==== Data lines

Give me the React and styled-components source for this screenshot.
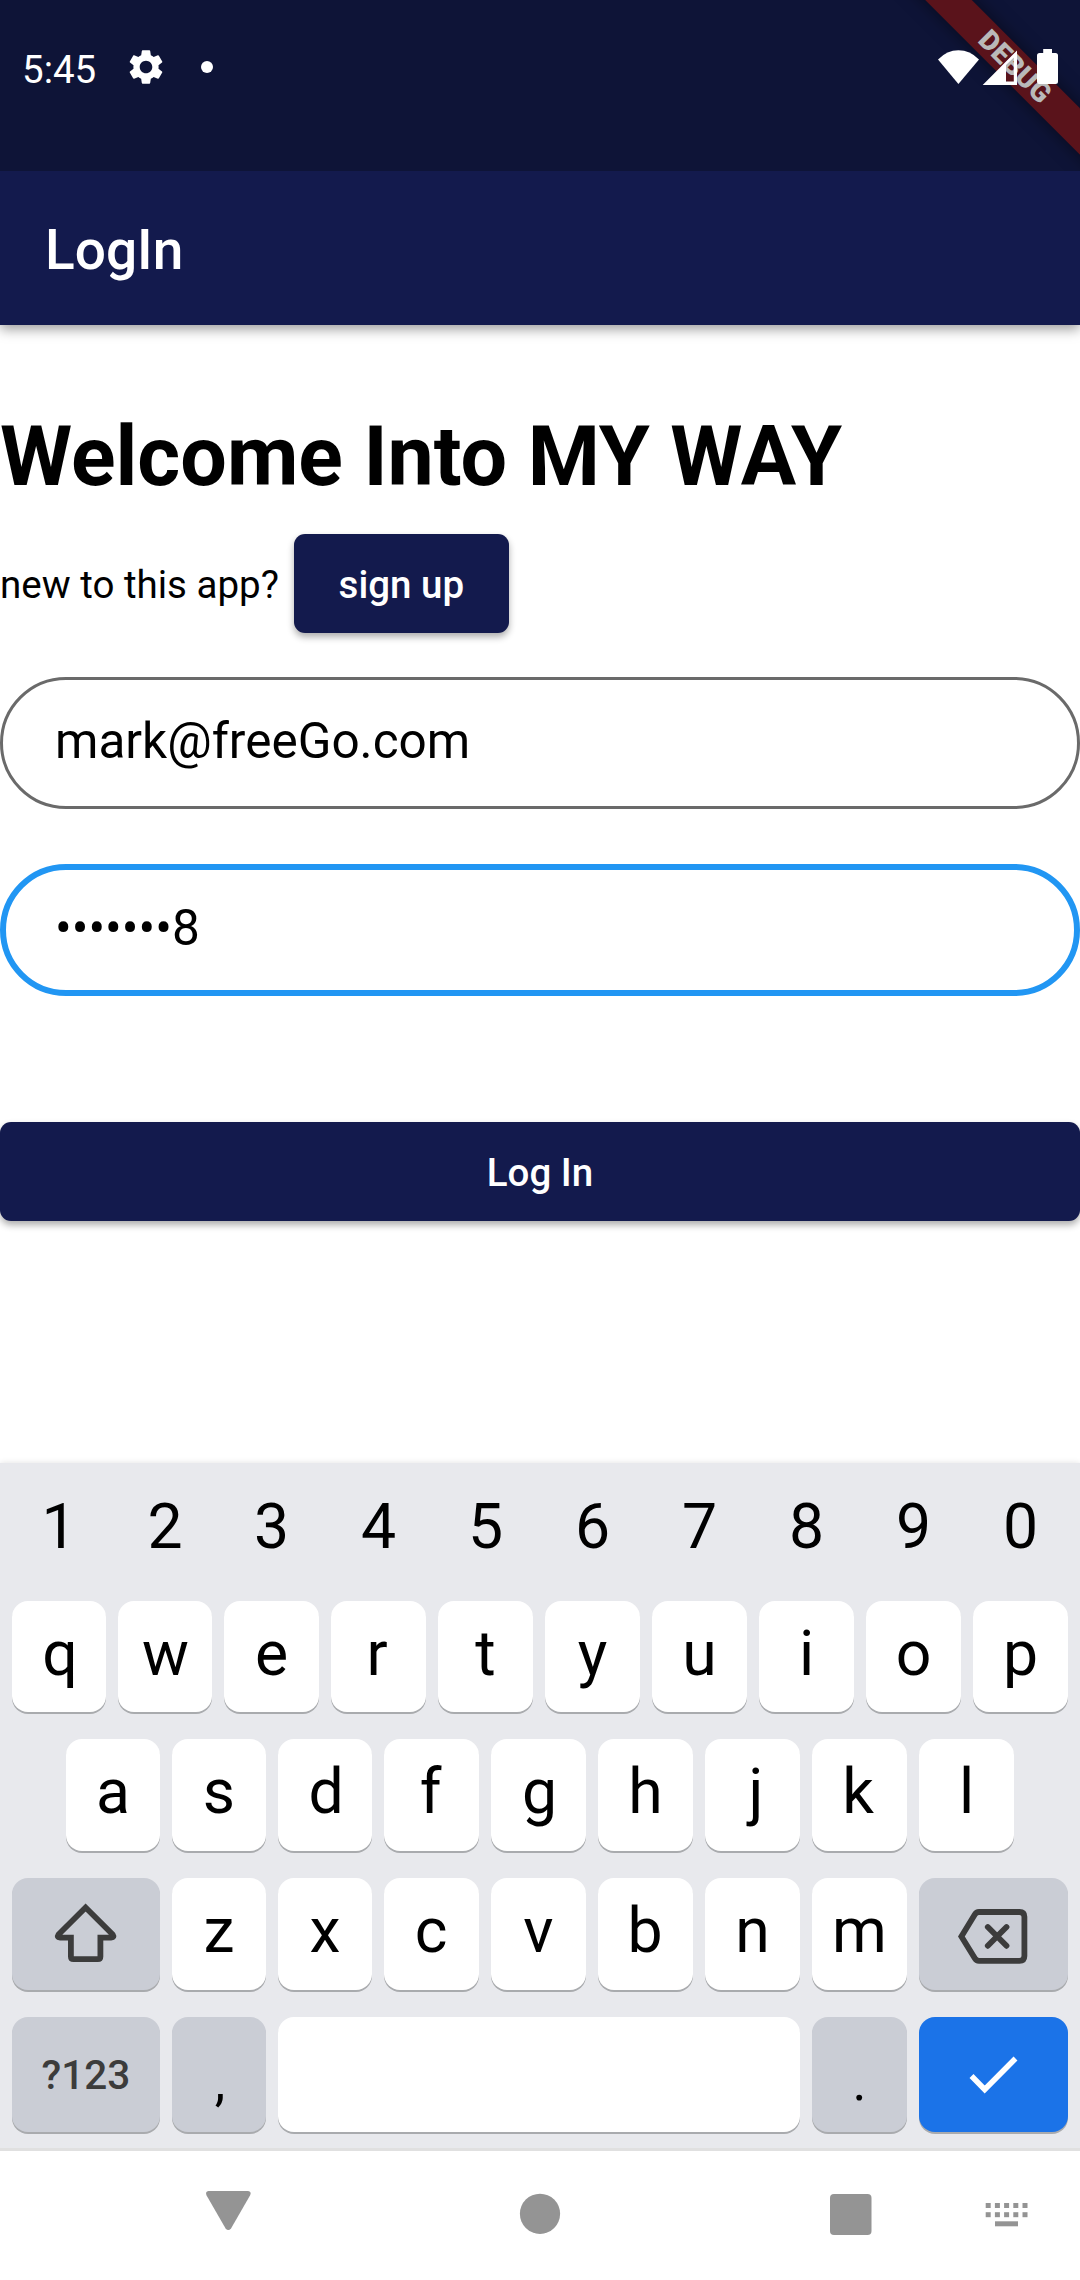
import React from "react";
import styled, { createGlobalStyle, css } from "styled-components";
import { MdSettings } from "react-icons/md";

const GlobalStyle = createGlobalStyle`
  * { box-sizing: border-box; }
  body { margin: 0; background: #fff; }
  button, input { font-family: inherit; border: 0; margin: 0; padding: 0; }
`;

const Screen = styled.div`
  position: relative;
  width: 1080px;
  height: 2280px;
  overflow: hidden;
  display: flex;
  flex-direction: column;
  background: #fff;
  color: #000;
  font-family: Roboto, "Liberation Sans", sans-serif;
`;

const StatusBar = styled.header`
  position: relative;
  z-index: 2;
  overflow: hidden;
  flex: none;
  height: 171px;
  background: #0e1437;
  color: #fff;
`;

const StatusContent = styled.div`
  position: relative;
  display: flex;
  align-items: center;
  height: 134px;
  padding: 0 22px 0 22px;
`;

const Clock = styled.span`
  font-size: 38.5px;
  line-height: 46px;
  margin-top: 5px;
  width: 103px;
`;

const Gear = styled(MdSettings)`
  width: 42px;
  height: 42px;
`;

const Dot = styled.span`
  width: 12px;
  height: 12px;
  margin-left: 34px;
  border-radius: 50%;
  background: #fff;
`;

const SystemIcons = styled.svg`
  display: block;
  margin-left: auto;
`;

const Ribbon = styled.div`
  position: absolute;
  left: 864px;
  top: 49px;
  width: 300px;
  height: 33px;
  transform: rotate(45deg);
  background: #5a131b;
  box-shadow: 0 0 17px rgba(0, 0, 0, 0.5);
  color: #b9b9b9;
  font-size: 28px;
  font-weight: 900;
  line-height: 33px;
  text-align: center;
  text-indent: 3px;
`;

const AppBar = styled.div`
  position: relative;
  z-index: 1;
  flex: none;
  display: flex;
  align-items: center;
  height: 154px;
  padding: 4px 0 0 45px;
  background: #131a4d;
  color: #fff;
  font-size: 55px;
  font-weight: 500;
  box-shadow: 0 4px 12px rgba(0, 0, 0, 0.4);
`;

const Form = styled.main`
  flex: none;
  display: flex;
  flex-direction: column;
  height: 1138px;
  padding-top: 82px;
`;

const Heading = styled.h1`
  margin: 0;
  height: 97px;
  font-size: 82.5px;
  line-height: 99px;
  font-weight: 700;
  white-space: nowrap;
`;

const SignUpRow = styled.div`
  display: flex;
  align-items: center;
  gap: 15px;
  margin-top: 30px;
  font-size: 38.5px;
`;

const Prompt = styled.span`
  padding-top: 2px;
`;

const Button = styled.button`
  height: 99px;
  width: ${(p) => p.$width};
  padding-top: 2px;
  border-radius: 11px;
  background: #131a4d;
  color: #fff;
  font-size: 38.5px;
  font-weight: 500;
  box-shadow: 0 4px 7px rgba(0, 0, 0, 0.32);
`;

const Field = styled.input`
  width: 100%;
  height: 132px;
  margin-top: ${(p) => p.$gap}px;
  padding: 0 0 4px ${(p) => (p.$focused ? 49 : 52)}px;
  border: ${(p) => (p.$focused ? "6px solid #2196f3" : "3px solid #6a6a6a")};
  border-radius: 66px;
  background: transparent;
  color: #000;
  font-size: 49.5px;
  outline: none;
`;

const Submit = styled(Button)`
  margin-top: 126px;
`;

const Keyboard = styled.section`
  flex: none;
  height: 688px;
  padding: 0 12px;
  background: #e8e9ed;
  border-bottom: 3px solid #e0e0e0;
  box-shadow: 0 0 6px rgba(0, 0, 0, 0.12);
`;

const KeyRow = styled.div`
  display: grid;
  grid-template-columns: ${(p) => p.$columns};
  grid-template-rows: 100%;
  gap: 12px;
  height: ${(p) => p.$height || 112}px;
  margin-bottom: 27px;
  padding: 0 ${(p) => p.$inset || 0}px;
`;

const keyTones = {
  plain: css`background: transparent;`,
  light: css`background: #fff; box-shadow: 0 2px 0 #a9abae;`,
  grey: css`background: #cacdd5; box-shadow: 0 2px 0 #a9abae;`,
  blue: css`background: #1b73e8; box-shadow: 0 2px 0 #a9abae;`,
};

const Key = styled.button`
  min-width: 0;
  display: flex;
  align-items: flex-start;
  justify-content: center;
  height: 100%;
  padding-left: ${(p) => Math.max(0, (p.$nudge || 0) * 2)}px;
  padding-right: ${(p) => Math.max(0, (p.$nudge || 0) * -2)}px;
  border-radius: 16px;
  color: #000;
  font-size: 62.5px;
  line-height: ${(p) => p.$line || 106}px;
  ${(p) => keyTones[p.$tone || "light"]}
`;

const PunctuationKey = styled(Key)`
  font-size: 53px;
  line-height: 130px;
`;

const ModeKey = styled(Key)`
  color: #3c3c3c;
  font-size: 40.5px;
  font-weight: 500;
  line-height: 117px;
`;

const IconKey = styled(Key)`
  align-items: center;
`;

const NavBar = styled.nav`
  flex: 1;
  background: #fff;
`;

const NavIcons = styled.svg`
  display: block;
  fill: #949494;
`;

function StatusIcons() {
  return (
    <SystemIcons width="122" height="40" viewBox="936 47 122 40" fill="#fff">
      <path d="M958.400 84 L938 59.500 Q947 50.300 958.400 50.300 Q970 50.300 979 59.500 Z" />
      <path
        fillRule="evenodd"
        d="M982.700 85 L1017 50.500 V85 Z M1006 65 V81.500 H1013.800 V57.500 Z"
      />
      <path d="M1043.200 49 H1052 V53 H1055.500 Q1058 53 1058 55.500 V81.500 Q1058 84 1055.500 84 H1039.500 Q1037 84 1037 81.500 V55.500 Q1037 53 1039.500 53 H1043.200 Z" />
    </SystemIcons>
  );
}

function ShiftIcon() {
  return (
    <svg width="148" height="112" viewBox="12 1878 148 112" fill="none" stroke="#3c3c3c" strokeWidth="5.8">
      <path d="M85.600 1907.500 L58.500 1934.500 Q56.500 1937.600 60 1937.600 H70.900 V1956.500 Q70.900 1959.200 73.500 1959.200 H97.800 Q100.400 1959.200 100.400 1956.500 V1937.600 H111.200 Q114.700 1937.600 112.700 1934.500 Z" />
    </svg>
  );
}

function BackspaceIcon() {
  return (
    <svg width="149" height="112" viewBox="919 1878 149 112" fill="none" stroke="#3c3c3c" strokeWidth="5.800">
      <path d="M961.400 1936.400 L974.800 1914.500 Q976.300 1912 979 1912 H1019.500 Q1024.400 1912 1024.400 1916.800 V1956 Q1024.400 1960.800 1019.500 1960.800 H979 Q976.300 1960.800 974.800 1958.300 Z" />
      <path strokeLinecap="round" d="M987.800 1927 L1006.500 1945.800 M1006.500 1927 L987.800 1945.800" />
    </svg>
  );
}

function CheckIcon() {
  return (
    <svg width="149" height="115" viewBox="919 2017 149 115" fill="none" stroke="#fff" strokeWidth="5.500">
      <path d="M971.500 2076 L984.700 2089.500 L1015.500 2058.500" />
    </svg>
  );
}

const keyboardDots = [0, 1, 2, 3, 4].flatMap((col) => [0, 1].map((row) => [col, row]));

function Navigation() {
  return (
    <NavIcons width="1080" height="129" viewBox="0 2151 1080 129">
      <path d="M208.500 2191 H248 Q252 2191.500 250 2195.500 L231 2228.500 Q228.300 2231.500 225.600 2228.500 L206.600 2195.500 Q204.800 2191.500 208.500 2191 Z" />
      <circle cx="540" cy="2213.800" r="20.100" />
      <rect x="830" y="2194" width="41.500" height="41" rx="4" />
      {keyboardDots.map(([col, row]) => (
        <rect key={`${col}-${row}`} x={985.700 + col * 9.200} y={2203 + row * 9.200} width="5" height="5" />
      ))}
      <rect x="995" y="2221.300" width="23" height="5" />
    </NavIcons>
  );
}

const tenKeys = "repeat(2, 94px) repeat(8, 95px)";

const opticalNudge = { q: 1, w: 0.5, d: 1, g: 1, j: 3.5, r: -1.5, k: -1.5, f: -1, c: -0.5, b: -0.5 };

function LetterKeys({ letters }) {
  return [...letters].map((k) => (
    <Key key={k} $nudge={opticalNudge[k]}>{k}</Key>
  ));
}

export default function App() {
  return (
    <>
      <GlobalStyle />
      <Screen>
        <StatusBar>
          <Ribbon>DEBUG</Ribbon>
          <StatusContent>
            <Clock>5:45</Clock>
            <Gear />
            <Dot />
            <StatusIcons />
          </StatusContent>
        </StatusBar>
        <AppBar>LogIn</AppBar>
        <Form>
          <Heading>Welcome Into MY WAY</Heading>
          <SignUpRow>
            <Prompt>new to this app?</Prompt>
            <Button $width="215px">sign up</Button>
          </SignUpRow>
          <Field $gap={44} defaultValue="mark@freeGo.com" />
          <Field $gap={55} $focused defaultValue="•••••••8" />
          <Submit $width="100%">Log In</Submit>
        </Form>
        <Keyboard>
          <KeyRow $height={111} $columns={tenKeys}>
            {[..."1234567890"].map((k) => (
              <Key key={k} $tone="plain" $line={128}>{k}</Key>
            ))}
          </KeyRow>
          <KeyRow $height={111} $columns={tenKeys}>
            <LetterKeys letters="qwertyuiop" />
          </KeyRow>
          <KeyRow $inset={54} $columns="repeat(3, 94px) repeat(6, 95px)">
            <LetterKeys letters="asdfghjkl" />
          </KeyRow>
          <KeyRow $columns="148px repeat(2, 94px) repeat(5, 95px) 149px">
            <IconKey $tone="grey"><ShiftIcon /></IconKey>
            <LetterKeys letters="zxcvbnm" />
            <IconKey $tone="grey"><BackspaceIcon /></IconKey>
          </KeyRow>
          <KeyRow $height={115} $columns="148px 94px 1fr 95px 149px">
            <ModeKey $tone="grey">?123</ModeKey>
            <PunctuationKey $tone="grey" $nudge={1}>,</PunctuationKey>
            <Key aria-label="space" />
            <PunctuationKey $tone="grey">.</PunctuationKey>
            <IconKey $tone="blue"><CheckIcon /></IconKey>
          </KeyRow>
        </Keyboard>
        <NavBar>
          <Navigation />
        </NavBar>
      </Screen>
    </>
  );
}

========

Search the data above for the string "components" and return every line that has it.

Output:
Give me the React and styled-components source for this screenshot.
import styled, { createGlobalStyle, css } from "styled-components";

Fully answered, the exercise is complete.